Winnipeg, le samedi 19 juin 2010

C’est un honneur et un immense privilège d’être ici avec vous qui m’avez demandé d’agir à titre de témoin honoraire pour marquer cette première étape d’un long voyage vers la vérité et la réconciliation, où nous prenons le temps de confronter des pans de notre mémoire collective, des pans de notre histoire pour mieux cheminer ensemble.

Ce voyage que nous entreprenons nous concerne toutes et tous, que nous soyons autochtones ou non-autochtones, que nos racines en ce pays soient profondes ou encore très jeunes ou plus récentes.

Car, comme je l’ai souligné lors de cette cérémonie inaugurale de la Commission, qui a rassemblé dans la salle de bal de Rideau Hall, en octobre dernier, des survivants, des aînés, des jeunes et des enfants, des dirigeants, des leaders spirituels et des citoyennes et citoyens de tous les horizons, sous les auspices de l’Oiseau-Tonnerre représenté dans la toile de l’artiste ojibwé Norval Morrisseau, nous avons toutes et tous été spoliés.

De part et d’autre, nous avons été dépossédés.

Les peuples autochtones ont été dépossédés de leurs langues, de leurs cultures, de leur dignité, dépossédés des liens précieux entre les générations, dépossédés de la transmission des savoir ancestraux, dépossédés d’un patrimoine immémorial.

Les non-autochtones ont été dépossédés d’une possibilité d’apprendre au contact de toutes ces cultures ancestrales autochtones, et de l’occasion inestimable d’apprécier et de partager l’esprit, la beauté et la sonorité de toutes ces langues, d’une profonde connaissance du territoire, d’une expérience millénaire.

Je crois sincèrement que cette Commission n’aura de succès que si nous en faisons toutes et tous notre affaire.

Ce lieu même où nous nous trouvons est en soi une invitation à aller à la rencontre les uns des autres, dans un rapport de réciprocité.

« La fourche », en parlant d’un chemin, est un carrefour, un lieu de rencontre.

Pas étonnant qu’on ait nommé « La Fourche » cet endroit magnifique où nous sommes réunis, à la jonction des rivières La Rouge et Assiniboine, point de ralliement traditionnel pour les autochtones, foyer du premier établissement européen permanent dans l’Ouest du pays et terre d’accueil de nombreux immigrants.

C’est dans une volonté de partage et de dialogue que se sont inscrits les témoignages et les échanges des derniers jours.

Et je tiens à remercier du fond du cœur toutes celles et tous ceux qui ont eu le courage de raconter leur histoire.

Car, ne l’oublions pas, raconter, c’est revivre.

Revivre une douleur enfouie et que le souvenir éveille.

Revenir sur les lieux de la souffrance, là où ça fait le plus mal.

Et tenter de communiquer cette souffrance à d’autres qui ne savent pas.

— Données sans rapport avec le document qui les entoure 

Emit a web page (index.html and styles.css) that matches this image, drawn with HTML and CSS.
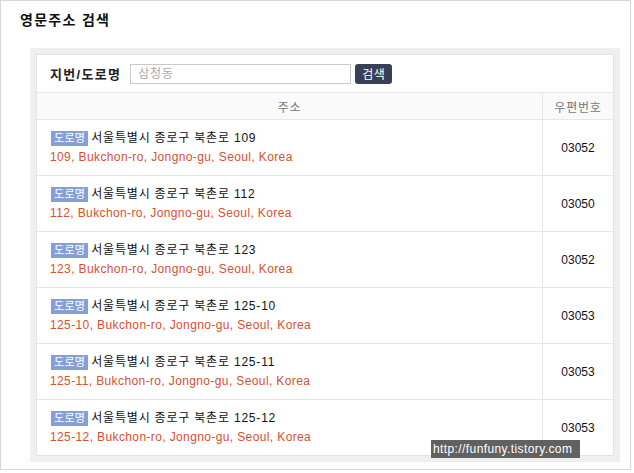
FILE: index.html
```html
<!DOCTYPE html>
<html lang="ko">
<head>
<meta charset="utf-8">
<title>영문주소 검색</title>
<link rel="stylesheet" href="styles.css">
</head>
<body>
<div class="frame">
  <h1 class="title">영문주소 검색</h1>
  <div class="panel">
    <div class="box">
      <div class="search">
        <span class="label">지번/도로명</span>
        <input class="input" type="text" placeholder="삼청동">
        <button class="btn" type="button">검색</button>
      </div>
      <table class="list">
        <thead>
          <tr><th class="col-addr">주소</th><th class="col-zip">우편번호</th></tr>
        </thead>
        <tbody>
          <tr>
            <td class="addr"><div class="ko"><span class="badge">도로명</span>서울특별시 종로구 북촌로 109</div><div class="en">109, Bukchon-ro, Jongno-gu, Seoul, Korea</div></td>
            <td class="zip">03052</td>
          </tr>
          <tr>
            <td class="addr"><div class="ko"><span class="badge">도로명</span>서울특별시 종로구 북촌로 112</div><div class="en">112, Bukchon-ro, Jongno-gu, Seoul, Korea</div></td>
            <td class="zip">03050</td>
          </tr>
          <tr>
            <td class="addr"><div class="ko"><span class="badge">도로명</span>서울특별시 종로구 북촌로 123</div><div class="en">123, Bukchon-ro, Jongno-gu, Seoul, Korea</div></td>
            <td class="zip">03052</td>
          </tr>
          <tr>
            <td class="addr"><div class="ko"><span class="badge">도로명</span>서울특별시 종로구 북촌로 125-10</div><div class="en">125-10, Bukchon-ro, Jongno-gu, Seoul, Korea</div></td>
            <td class="zip">03053</td>
          </tr>
          <tr>
            <td class="addr"><div class="ko"><span class="badge">도로명</span>서울특별시 종로구 북촌로 125-11</div><div class="en">125-11, Bukchon-ro, Jongno-gu, Seoul, Korea</div></td>
            <td class="zip">03053</td>
          </tr>
          <tr>
            <td class="addr"><div class="ko"><span class="badge">도로명</span>서울특별시 종로구 북촌로 125-12</div><div class="en">125-12, Bukchon-ro, Jongno-gu, Seoul, Korea</div></td>
            <td class="zip">03053</td>
          </tr>
        </tbody>
      </table>
    </div>
  </div>
  <div class="watermark">http://funfuny.tistory.com</div>
</div>
</body>
</html>
```
FILE: styles.css
```css
html, body {
  margin: 0;
  padding: 0;
  background: #fff;
}
body {
  font-family: "Liberation Sans", "Noto Sans CJK KR", sans-serif;
  font-size: 12px;
  color: #111;
}
.frame {
  position: relative;
  width: 629px;
  height: 468px;
  border: 1px solid #d6d6d6;
  background: #fff;
}
.title {
  margin: 0;
  padding: 9px 0 0 19px;
  font-size: 14px;
  line-height: 20px;
  font-weight: bold;
  letter-spacing: 1.3px;
  color: #111;
}
.panel {
  margin: 18px 0 0 29px;
  width: 578px;
  border: 6px solid #efefef;
}
.box {
  border: 1px solid #e3e3e3;
  background: #fff;
}
.search {
  display: flex;
  align-items: center;
  height: 37px;
  padding-left: 13px;
}
.label {
  font-size: 13px;
  font-weight: bold;
  letter-spacing: 1.3px;
  color: #222;
}
.input {
  box-sizing: border-box;
  margin: 0 0 0 9px;
  width: 221px;
  height: 20px;
  border: 1px solid #c9c9c9;
  padding: 0 7px;
  font-family: inherit;
  font-size: 12px;
  letter-spacing: 0.8px;
  outline: none;
}
.input::placeholder {
  color: #aaa;
}
.btn {
  box-sizing: border-box;
  margin: 0 0 0 4px;
  width: 37px;
  height: 20px;
  border: 0;
  border-radius: 3px;
  background: #394055;
  color: #fff;
  font-family: inherit;
  font-size: 12px;
  letter-spacing: 0.5px;
  padding: 0;
}
.list {
  width: 100%;
  border-collapse: collapse;
}
.list th {
  height: 26px;
  padding: 0;
  background: #fafafa;
  border-top: 1px solid #e6e6e6;
  border-bottom: 1px solid #e6e6e6;
  font-weight: normal;
  color: #777;
  font-size: 12px;
  letter-spacing: 0.8px;
}
.col-zip {
  width: 70px;
  border-left: 1px solid #e6e6e6;
}
.list td {
  height: 55px;
  padding: 0;
  border-bottom: 1px solid #e8e8e8;
  vertical-align: middle;
}
.list tr:last-child td {
  border-bottom: 0;
}
.addr {
  padding-left: 14px !important;
}
.ko {
  line-height: 19px;
  color: #111;
  letter-spacing: 0.8px;
}
.badge {
  display: inline-block;
  vertical-align: top;
  margin: 2px 3px 0 0;
  padding: 0 3px;
  height: 15px;
  line-height: 15px;
  font-size: 11px;
  letter-spacing: 0.3px;
  background: #86a0d6;
  color: #fff;
}
.en {
  line-height: 19px;
  color: #d35230;
  letter-spacing: 0.38px;
  margin-left: -1px;
}
.zip {
  text-align: center;
  border-left: 1px solid #e6e6e6;
  color: #111;
}
.watermark {
  position: absolute;
  left: 430px;
  top: 439px;
  width: 149px;
  height: 18px;
  line-height: 18px;
  padding-left: 2px;
  box-sizing: border-box;
  background: #616161;
  color: #fff;
  font-size: 12px;
  letter-spacing: 0.4px;
}
```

À d’autres qui ne l’ont pas vécue. À d’autres qui ignoraient cette page de notre histoire.

Je ne sous-estime pas la force intérieure qu’il vous faut pour y arriver.

Or, si la mémoire est un devoir, elle doit aussi s’accompagner d’un travail.

Celui qui consiste à écouter, à ressentir et à accueillir la douleur de l’Autre, à chercher à savoir, à tenter de comprendre, à réfléchir, à agir pour briser les solitudes qui nous tiennent à l’écart les uns des autres, des solitudes qui sont nombreuses dans notre  pays.

Et il faut faire ce travail tout en ayant conscience que, si on ne peut pas refaire l’histoire, on peut en prendre acte, on peut en tirer des leçons et éviter ainsi de reproduire les erreurs du passé.

Comme nous l’ont rappelé si justement les cercles de discussion et de partage auxquels nous avons pris part et qui sont au fondement de la vie spirituelle autochtone, la guérison passe d’abord par la parole.

Car la parole est libératrice, elle est réparatrice.

C’est elle qui fera jaillir la vérité en sortant de l’oubli et de l’ignorance l’un des épisodes les plus tragiques de notre histoire collective.

Oubli et ignorance sont particulièrement choquants quand on pense que pendant plus d’un siècle, des enfants ont été arrachés à leurs familles, déportés massivement vers les pensionnats et soumis à des violences et à des mesures d’assimilation forcée dans le silence, dans l’indifférence, voire l’approbation générale.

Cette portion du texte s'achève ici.